Incorporated stratified cross-validation when folds are not supplied to the sl3_Task and the outcome is a discrete (i.e., binary or categorical) variable.
Added to the importance method the option to evaluate importance over covariate_groups, by removing/permuting all covariates in the same group together.
Added Lrnr_ga as another metalearner.

See the NEWS file for complete details.

v1.4.2

3 years ago

v1.4.2 of sl3 is a major release, featuring numerous updates to core functionality and improvements to available learners, including

Updates to variable importance functionality, including calculation of risk ratio and risk differences under covariate deletion or permutation.
Addition of a importance_plot to summarize variable importance findings.
Additions of new methods reparameterize and retrain to Lrnr_base, which allows modification of the covariate set while training on a conserved task and prediction on a new task using previously trained learners, respectively.
Updates to variable importance functionality, including use of risk ratios.
Change Lrnr_hal9001 and Lrnr_glmnet to respect observation-level IDs.
Removal of Remotes and deprecation of Lrnr_rfcde and Lrnr_condensier.

v1.3.7

4 years ago

v1.3.7 of sl3 is a major release, which features updated functionality:

sampling methods for Monte Carlo integration and related procedures
a metalearner for the cross-validation selector (discrete super learner)
a learner for bounding, including support for bounded losses
resolution of a number of older issues (#264)
relaxation of checks inside Stack objects for time series learners
addition of a learner property table to README.Rmd
maintenance and documentation updates

v1.3.5

4 years ago

v1.3.5 of sl3 is a minor release, featuring several important updates to the core software:

New screening methods and convex combination in Lrnr_nnls by @rachaelvphillips
Overhaul of data preprocessing by @Zyx0Wu
Bug fixes by @jeremyrcoyle, including covariate subsetting and better handling of NAs
Package and documentation cleanup, continuous integration and testing fixes, reproducibility updates (including new versioning and DOI minting) by @nhejazi

v1.3.0

4 years ago

v1.3.0 of sl3 represents a set of major updates to the core software.

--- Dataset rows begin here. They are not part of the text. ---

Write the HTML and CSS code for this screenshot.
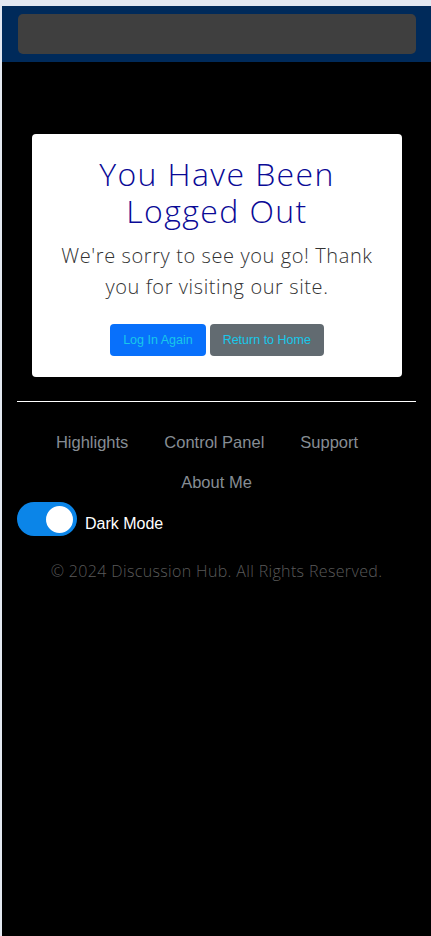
FILE: index.html
```html
<!DOCTYPE html>
<html lang="en">
<head>
<meta charset="utf-8">
<title>Logged Out</title>
<link rel="stylesheet" href="styles.css">
</head>
<body>
<div class="page">
  <header class="topbar">
    <div class="topbar-inner"></div>
  </header>
  <main class="main">
    <section class="card">
      <h1 class="card-title">You Have Been Logged Out</h1>
      <p class="card-text">We're sorry to see you go! Thank you for visiting our site.</p>
      <div class="actions">
        <a class="btn btn-primary" href="#">Log In Again</a>
        <a class="btn btn-secondary" href="#">Return to Home</a>
      </div>
    </section>
  </main>
  <footer class="footer">
    <hr class="divider">
    <ul class="footer-nav">
      <li><a href="#">Highlights</a></li>
      <li><a href="#">Control Panel</a></li>
      <li><a href="#">Support</a></li>
      <li class="last"><a href="#">About Me</a></li>
    </ul>
    <label class="mode">
      <span class="switch"><span class="knob"></span></span>
      <span class="mode-label">Dark Mode</span>
    </label>
    <p class="copyright">© 2024 Discussion Hub. All Rights Reserved.</p>
  </footer>
</div>
</body>
</html>
```
FILE: styles.css
```css
html, body {
  margin: 0;
  padding: 0;
}
body {
  background: #e3e8f1;
  font-family: "Liberation Sans", Arial, sans-serif;
}
.page {
  margin: 6px 0 0 2px;
  background: #000;
  min-height: 930px;
}
.topbar {
  background: #002a5a;
  padding: 8px 15px 8px 16px;
}
.topbar-inner {
  height: 40px;
  background: #3f3f3f;
  border-radius: 5px;
}
.main {
  padding: 72px 29px 0 30px;
}
.card {
  background: #fff;
  border-radius: 4px;
  padding: 21px 20px 21px;
  text-align: center;
}
.card-title {
  margin: 0;
  font-family: "Open Sans", sans-serif;
  font-weight: 300;
  font-size: 32px;
  line-height: 37px;
  color: #0a0a96;
  letter-spacing: 1.4px;
}
.card-text {
  margin: 11px 0 0;
  font-family: "Open Sans", sans-serif;
  font-weight: 300;
  font-size: 20px;
  line-height: 31px;
  color: #333;
  letter-spacing: 0.6px;
}
.actions {
  margin-top: 22px;
  display: flex;
  justify-content: center;
  gap: 4px;
}
.btn {
  display: inline-block;
  font-size: 12.5px;
  line-height: 32px;
  height: 32px;
  padding: 0 13px;
  border-radius: 4px;
  color: #18c8ea;
  text-decoration: none;
}
.btn-primary {
  background: #0870fb;
}
.btn-secondary {
  background: #626b71;
}
.footer {
  padding: 24px 15px 0;
}
.divider {
  margin: 0;
  border: 0;
  border-top: 1px solid #fff;
}
.footer-nav {
  list-style: none;
  margin: 20px 0 0;
  padding: 0 19px 0 0;
  display: flex;
  flex-wrap: wrap;
  justify-content: center;
}
.footer-nav li {
  padding: 0 18px;
}
.footer-nav li.last {
  margin-left: 19px;
}
.footer-nav a {
  display: block;
  line-height: 40px;
  font-size: 16.5px;
  color: #868d94;
  text-decoration: none;
}
.mode {
  display: flex;
  align-items: center;
  gap: 8px;
}
.switch {
  width: 60px;
  height: 34px;
  border-radius: 17px;
  background: #0b85e8;
  display: flex;
  align-items: center;
  justify-content: flex-end;
  padding-right: 4px;
  box-sizing: border-box;
}
.knob {
  width: 27px;
  height: 27px;
  border-radius: 50%;
  background: #fff;
}
.mode-label {
  margin-top: 9px;
  font-size: 16px;
  color: #fff;
}
.copyright {
  margin: 24px 0 0;
  text-align: center;
  font-family: "Open Sans", sans-serif;
  font-weight: 300;
  font-size: 16px;
  color: #5a5a5a;
  letter-spacing: 0.35px;
}
```
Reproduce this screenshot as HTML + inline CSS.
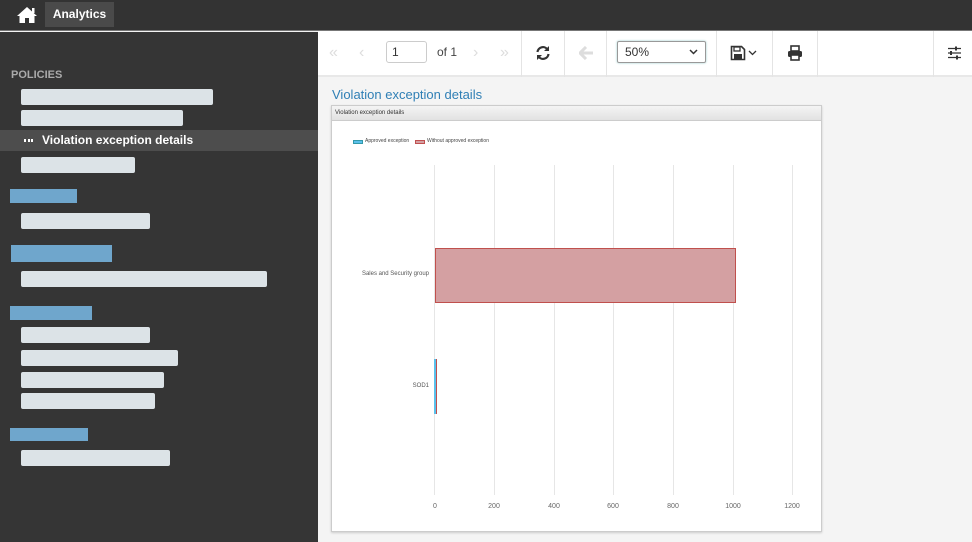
<!DOCTYPE html>
<html><head><style>
*{margin:0;padding:0;box-sizing:border-box}
body{width:972px;height:542px;overflow:hidden;background:#f4f4f4;font-family:"Liberation Sans",sans-serif;position:relative}
.a{position:absolute}
.bar{position:absolute;background:#dce3e7;border-radius:2px;height:16px;left:21px}
.blue{position:absolute;background:#6fa6cc;height:14px;left:10px}
.sep{position:absolute;top:31px;width:1px;height:46px;background:#e4e4e4}
.gl{position:absolute;top:165px;width:1px;height:330px;background:#e6e6e6}
.xl{position:absolute;top:503px;font-size:7px;color:#666;width:30px;text-align:center}
</style></head><body>
<div class="a" style="left:0;top:0;width:972px;height:31px;background:#333;border-bottom:1px solid #777"></div>
<svg class="a" style="left:16px;top:6px" width="22" height="18" viewBox="0 0 22 18"><path d="M11 1 L1 10 L3.5 10 L3.5 17 L9 17 L9 12 L13 12 L13 17 L18.5 17 L18.5 10 L21 10 Z" fill="#fff"/><rect x="16" y="2" width="2.5" height="5" fill="#fff"/></svg>
<div class="a" style="left:45px;top:2px;width:69px;height:25px;background:#4a4a4a;color:#fff;font-size:12px;font-weight:bold;line-height:25px;text-align:center">Analytics</div>
<div class="a" style="left:0;top:32px;width:318px;height:510px;background:#353535"></div>
<div class="a" style="left:11px;top:69px;color:#aaa;font-size:11px;font-weight:bold">POLICIES</div>
<div class="bar" style="top:89px;width:192px"></div>
<div class="bar" style="top:110px;width:162px"></div>
<div class="a" style="left:0;top:130px;width:318px;height:21px;background:#4d4d4d"></div>
<div class="a" style="left:24px;top:139px;width:9px;height:3px;border-left:2px solid #fff;border-right:2px solid #fff"><div style="width:2px;height:3px;background:#fff;margin-left:1.5px"></div></div>
<div class="a" style="left:42px;top:133px;color:#fff;font-size:12px;font-weight:bold">Violation exception details</div>
<div class="bar" style="top:157px;width:114px"></div>
<div class="blue" style="top:189px;width:67px"></div>
<div class="bar" style="top:213px;width:129px"></div>
<div class="blue" style="top:245px;left:11px;width:101px;height:17px"></div>
<div class="bar" style="top:271px;width:246px"></div>
<div class="blue" style="top:306px;width:82px"></div>
<div class="bar" style="top:327px;width:129px"></div>
<div class="bar" style="top:350px;width:157px"></div>
<div class="bar" style="top:372px;width:143px"></div>
<div class="bar" style="top:393px;width:134px"></div>
<div class="blue" style="top:428px;width:78px;height:13px"></div>
<div class="bar" style="top:450px;width:149px"></div>
<!-- toolbar -->
<div class="a" style="left:318px;top:31px;width:654px;height:46px;background:#fff;border-bottom:2px solid #e8e8e8"></div>
<div class="a" style="left:329px;top:44px;color:#ddd;font-size:16px">«</div>
<div class="a" style="left:359px;top:44px;color:#ddd;font-size:16px">‹</div>
<div class="a" style="left:386px;top:41px;width:41px;height:22px;border:1px solid #ccc;border-radius:3px;font-size:12px;padding:3px 5px;color:#333">1</div>
<div class="a" style="left:437px;top:45px;font-size:12px;color:#444">of 1</div>
<div class="a" style="left:473px;top:44px;color:#ddd;font-size:16px">›</div>
<div class="a" style="left:500px;top:44px;color:#ddd;font-size:16px">»</div>
<div class="sep" style="left:521px"></div>
<svg class="a" style="left:535px;top:45px" width="16" height="16" viewBox="0 0 16 16"><path d="M2.5 7A5.5 5.5 0 0 1 12.5 4.5M13.5 9A5.5 5.5 0 0 1 3.5 11.5" stroke="#333" stroke-width="2.2" fill="none"/><path d="M14 1V6H9Z M2 15V10H7Z" fill="#333"/></svg>
<div class="sep" style="left:564px"></div>
<svg class="a" style="left:579px;top:46px" width="15" height="14" viewBox="0 0 15 14"><path d="M7 1L1 7L7 13M1 7H14" stroke="#ddd" stroke-width="3" fill="none"/></svg>
<div class="sep" style="left:606px"></div>
<div class="a" style="left:617px;top:41px;width:89px;height:22px;border:1px solid #999;border-radius:2px;font-size:12px;padding:3px 7px;color:#333;box-shadow:0 0 2px #9cc">50%<svg style="position:absolute;right:7px;top:7px" width="9" height="6" viewBox="0 0 9 6"><path d="M1 1L4.5 4.5L8 1" stroke="#333" stroke-width="1.5" fill="none"/></svg></div>
<div class="sep" style="left:716px"></div>
<svg class="a" style="left:730px;top:45px" width="30" height="16" viewBox="0 0 30 16"><path d="M1.5 1.5H11.5L14.5 4.5V14.5H1.5Z" stroke="#333" stroke-width="1.6" fill="none"/><rect x="4" y="2" width="6" height="4" fill="none" stroke="#333" stroke-width="1.3"/><rect x="4" y="9" width="8" height="5" fill="#333"/><path d="M19 6L22.5 9.5L26 6" stroke="#333" stroke-width="1.3" fill="none"/></svg>
<div class="sep" style="left:772px"></div>
<svg class="a" style="left:787px;top:45px" width="16" height="16" viewBox="0 0 16 16"><rect x="4" y="1" width="8" height="5" fill="none" stroke="#333" stroke-width="1.6"/><rect x="1" y="6" width="14" height="6" rx="1.5" fill="#333"/><rect x="4" y="10" width="8" height="5" fill="#fff" stroke="#333" stroke-width="1.6"/></svg>
<div class="sep" style="left:817px"></div>
<div class="sep" style="left:933px"></div>
<svg class="a" style="left:947px;top:46px" width="15" height="14" viewBox="0 0 15 14"><path d="M1 2.5H14M1 7H14M1 11.5H14" stroke="#333" stroke-width="1.3"/><rect x="8" y="0.5" width="2" height="4" fill="#333"/><rect x="3" y="5" width="2" height="4" fill="#333"/><rect x="9" y="9.5" width="2" height="4" fill="#333"/></svg>
<div class="a" style="left:332px;top:87px;color:#2f7fb5;font-size:13px">Violation exception details</div>
<!-- chart card -->
<div class="a" style="left:331px;top:105px;width:491px;height:427px;background:#fff;border:1px solid #ccc;box-shadow:0 1px 2px #ccc"></div>
<div class="a" style="left:332px;top:106px;width:489px;height:15px;background:linear-gradient(#f4f4f4,#e2e2e2);border-bottom:1px solid #ccc;font-size:6px;color:#333;padding:4px 3px">Violation exception details</div>
<div class="a" style="left:353px;top:140px;width:10px;height:4px;background:#5bc0eb;border:1px solid #39a"></div>
<div class="a" style="left:365px;top:138px;font-size:5px;color:#444">Approved exception</div>
<div class="a" style="left:415px;top:140px;width:10px;height:4px;background:#d4a0a2;border:1px solid #c05050"></div>
<div class="a" style="left:427px;top:138px;font-size:5px;color:#444">Without approved exception</div>
<div class="gl" style="left:434px"></div><div class="gl" style="left:494px"></div><div class="gl" style="left:554px"></div><div class="gl" style="left:613px"></div><div class="gl" style="left:673px"></div><div class="gl" style="left:733px"></div><div class="gl" style="left:792px"></div>
<div class="xl" style="left:420px">0</div><div class="xl" style="left:479px">200</div><div class="xl" style="left:539px">400</div><div class="xl" style="left:598px">600</div><div class="xl" style="left:658px">800</div><div class="xl" style="left:718px">1000</div><div class="xl" style="left:777px">1200</div>
<div class="a" style="left:435px;top:248px;width:301px;height:55px;background:#d4a0a2;border:1px solid #c0504d"></div>
<div class="a" style="left:434px;top:359px;width:2px;height:55px;background:#5bc0eb"></div>
<div class="a" style="left:436px;top:359px;width:1px;height:55px;background:#c0504d"></div>
<div class="a" style="left:340px;top:271px;width:89px;text-align:right;font-size:6px;color:#555">Sales and Security group</div>
<div class="a" style="left:340px;top:383px;width:89px;text-align:right;font-size:6px;color:#555">SOD1</div>
</body></html>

An inexhaustive list of the included changes include

fixing incorrect handling of missingness in the automatic imputation procedure
addition of new standard learners, including from the gam and caret packages
addition of custom learners for conditional density estimation, including semiparametric methods based on conditional mean and conditional mean/variance estimation as well as generalized functionality for density estimation via a pooled hazards approach

v1.2.0

4 years ago

v1.2.0 of sl3 represents a set of major updates to the core software. An inexhaustive list of the included changes include

default metalearners based on task outcome types
handling of imputation internally in task objects
addition of new learners, including from the gbm, earth, polspline packages
fixing errors in existing learners (e.g., subtle parallelization in xgboost and ranger)
support for multivariate outcomes and (default) revere-style cross-validation
support for cross-validated super learner and variable importance

v1.1.0

5 years ago

v1.1.0 of the sl3 R package marks a full-featured and stable release of the project. Numerous learners are included and many bugs have been fixed relative to earlier versions (esp v1.0.0) of the software.